Now, with the project completed, it is possible to offer a re-interpretation of the Gough Map’s origins and provenance. Most important in this regard is our scrutiny of what appears to be the earliest writing on the map. Conventionally the map has been dated to around 1360, though lately one researcher has suggested instead that an early-fifteenth century date is more likely. The research carried out by the project has shown a more complicated picture, with some of the map’s writing dating to around the 1370s, placing it in the latter part of King Edward III’s reign. However, there is also evidence of later over-writing of some of the map’s place-names which demonstrates a continued interest in and use of the Gough Map into the later fifteenth century. Moreover, there is a distinct geographical bias towards England and Wales in the ‘freshening up’ of the map’s inscriptions, for Scotland’s place-names were left alone.

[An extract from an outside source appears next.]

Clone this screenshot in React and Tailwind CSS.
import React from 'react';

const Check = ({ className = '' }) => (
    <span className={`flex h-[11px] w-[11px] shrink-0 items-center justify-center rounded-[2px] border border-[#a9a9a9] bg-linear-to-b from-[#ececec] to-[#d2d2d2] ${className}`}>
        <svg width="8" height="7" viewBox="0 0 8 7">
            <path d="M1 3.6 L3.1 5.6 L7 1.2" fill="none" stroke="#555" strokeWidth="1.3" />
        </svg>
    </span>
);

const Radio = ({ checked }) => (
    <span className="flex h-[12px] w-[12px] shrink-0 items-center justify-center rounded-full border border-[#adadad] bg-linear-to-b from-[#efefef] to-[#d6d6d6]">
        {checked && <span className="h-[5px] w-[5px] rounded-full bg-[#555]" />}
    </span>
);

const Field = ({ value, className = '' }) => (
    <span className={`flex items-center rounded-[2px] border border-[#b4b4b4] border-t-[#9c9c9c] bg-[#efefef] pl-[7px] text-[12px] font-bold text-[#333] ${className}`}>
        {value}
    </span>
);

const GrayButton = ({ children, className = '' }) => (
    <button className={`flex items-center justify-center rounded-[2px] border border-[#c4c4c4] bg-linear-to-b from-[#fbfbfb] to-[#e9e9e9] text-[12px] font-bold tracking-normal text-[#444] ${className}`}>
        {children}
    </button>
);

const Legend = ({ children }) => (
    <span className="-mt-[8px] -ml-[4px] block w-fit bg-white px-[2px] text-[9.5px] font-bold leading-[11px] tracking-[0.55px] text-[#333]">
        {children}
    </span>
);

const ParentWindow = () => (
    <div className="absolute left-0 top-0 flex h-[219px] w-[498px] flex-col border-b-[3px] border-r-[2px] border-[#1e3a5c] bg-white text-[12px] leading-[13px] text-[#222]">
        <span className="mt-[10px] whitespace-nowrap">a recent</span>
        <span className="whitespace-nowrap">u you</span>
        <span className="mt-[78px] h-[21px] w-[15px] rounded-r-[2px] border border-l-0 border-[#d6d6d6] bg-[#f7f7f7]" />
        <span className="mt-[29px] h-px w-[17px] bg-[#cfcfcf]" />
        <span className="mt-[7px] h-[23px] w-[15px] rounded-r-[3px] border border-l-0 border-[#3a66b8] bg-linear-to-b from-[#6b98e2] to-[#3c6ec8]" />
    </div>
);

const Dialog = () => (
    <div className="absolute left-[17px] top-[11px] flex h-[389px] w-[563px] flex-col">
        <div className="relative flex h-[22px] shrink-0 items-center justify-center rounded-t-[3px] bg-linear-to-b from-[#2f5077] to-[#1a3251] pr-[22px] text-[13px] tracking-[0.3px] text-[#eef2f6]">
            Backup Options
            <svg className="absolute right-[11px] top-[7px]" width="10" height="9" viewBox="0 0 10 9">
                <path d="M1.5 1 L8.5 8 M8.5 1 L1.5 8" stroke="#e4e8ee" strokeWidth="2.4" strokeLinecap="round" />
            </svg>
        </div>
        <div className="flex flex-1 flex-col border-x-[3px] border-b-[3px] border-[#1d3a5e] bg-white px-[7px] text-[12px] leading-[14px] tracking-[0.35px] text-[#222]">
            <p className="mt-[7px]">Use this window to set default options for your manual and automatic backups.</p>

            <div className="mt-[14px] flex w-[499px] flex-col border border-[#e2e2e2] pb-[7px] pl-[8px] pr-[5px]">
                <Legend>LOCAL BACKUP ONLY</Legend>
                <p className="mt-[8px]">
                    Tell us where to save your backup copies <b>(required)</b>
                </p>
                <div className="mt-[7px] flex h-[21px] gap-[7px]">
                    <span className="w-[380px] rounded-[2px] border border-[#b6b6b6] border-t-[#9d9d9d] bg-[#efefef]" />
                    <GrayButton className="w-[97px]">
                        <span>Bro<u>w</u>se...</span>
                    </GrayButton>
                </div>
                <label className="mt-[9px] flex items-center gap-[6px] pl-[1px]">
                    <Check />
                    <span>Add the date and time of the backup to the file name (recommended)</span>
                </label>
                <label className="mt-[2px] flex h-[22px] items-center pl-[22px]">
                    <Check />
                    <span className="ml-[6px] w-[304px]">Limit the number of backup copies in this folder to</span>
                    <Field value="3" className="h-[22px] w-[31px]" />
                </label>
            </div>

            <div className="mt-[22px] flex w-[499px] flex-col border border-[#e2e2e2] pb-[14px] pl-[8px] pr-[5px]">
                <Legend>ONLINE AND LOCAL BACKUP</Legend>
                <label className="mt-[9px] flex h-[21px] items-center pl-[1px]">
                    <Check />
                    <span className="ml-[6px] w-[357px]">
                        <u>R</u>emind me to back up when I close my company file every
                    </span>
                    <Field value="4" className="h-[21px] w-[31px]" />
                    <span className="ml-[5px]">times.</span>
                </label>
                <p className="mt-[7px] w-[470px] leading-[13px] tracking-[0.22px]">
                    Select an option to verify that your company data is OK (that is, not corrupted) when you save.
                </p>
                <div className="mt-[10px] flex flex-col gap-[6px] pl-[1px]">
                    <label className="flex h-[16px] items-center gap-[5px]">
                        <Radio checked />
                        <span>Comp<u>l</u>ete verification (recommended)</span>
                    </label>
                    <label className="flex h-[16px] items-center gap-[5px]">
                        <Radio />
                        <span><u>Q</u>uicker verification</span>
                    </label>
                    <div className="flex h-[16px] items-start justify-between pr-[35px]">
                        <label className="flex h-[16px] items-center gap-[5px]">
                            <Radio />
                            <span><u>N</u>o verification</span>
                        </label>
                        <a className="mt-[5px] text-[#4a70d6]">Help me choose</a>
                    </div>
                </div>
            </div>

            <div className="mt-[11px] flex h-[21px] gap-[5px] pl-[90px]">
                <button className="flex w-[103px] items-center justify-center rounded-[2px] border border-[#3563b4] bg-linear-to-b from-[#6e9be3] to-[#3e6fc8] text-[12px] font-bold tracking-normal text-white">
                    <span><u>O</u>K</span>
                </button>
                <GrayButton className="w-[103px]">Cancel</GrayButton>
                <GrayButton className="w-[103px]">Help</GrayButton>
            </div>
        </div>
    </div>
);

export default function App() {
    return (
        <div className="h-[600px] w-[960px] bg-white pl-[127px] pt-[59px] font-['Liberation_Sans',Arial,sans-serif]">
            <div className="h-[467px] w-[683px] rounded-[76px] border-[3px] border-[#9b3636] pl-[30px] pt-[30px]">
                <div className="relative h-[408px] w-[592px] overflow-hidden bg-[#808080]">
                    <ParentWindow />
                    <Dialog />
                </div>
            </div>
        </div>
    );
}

The Gough Map’s paleographical and linguistic evidence helps to reveal its significance as a visual depiction of an English island-realm, and its reflection of changing relations between England and Scotland a century on from when it appears first to have been composed. The key to such observations is the immensely rich analysis undertaken of the map’s writing, particularly the 600-plus place-names that cover the whole of Britain on the map. These place-names, and the evidence derived from them, can be explored further using the digital map available here with its browsing and searching functions. To make the Gough Map accessible digitally required technical research too, including the digitization of a scanned image of the Gough Map, as well as resource-development work to link together the digital map and the place-names database, and then from this produce the online resource.

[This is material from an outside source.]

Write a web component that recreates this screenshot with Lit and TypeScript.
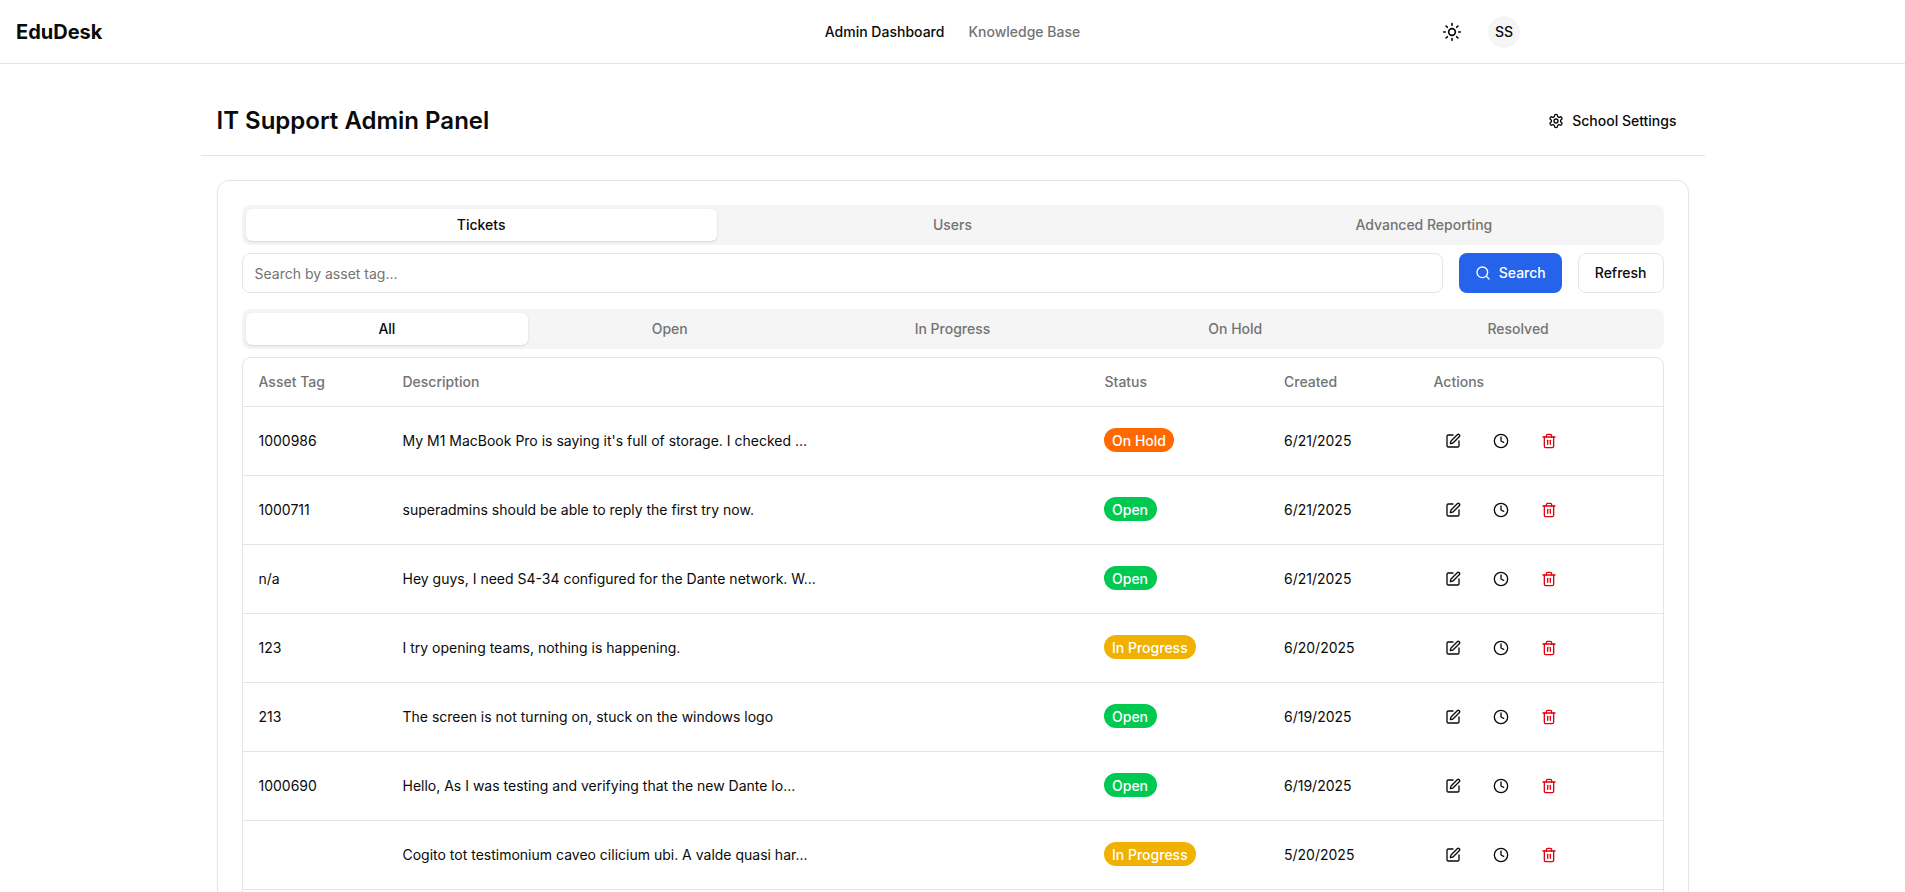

The Linguistic Geographies project involved a group of researchers from across three UK HEIs, each bringing distinctive skills and expertise to bear. Each has an interest in maps and mapping, though from differing disciplinary perspectives, from geography, cartography and history. Our aim was to learn more about the Gough Map, specifically, but more generally to contribute to ongoing intellectual debates about how maps can be read and interpreted; about how maps are created and disseminated across time and space; and about technologies of collating and representing geographical information in visual, cartographic form. An audio interview with two of the project team members – Keith Lilley and Elizabeth Solopova – is available via the Beyond Text web-site, at  http://projects.beyondtext.ac.uk/video.php (also on YouTube).

The project’s focus on a map, as opposed to a conventional written text, thus opens up theoretical and conceptual issues about the relationships between ‘image’ and ‘text’ – for maps comprise both – and about maps as objects and artifacts with a complex and complicated ‘language’ of production and consumption. To explore these issues the project team organized an international colloquium on The Language of Maps, held over the weekend of June 23-25 2011 at the Bodleian Library Oxford. Further details and a short report on the colloquium are available here.

Overall, far from being geared solely to academic questions, the project team was keen to ensure that our research findings reach the widest possible audiences, not least because maps are enduringly popular objects and always capture the imagination; medieval maps especially. To this end one of the main project outcomes is this web-resource through which the Gough Map is made more widely accessible (it currently resides in the Bodleian Library). As well as the online map, this resource also contains short interpretative essays resulting from the project’s research, making available the data and findings of the research. We hope this will help others to develop other lines of enquiry on medieval maps and mapmaking, whether in academic or non-academic sectors, as well as provide greater levels of access to the Gough Map, enhancing its world-wide significance in the history of cartography.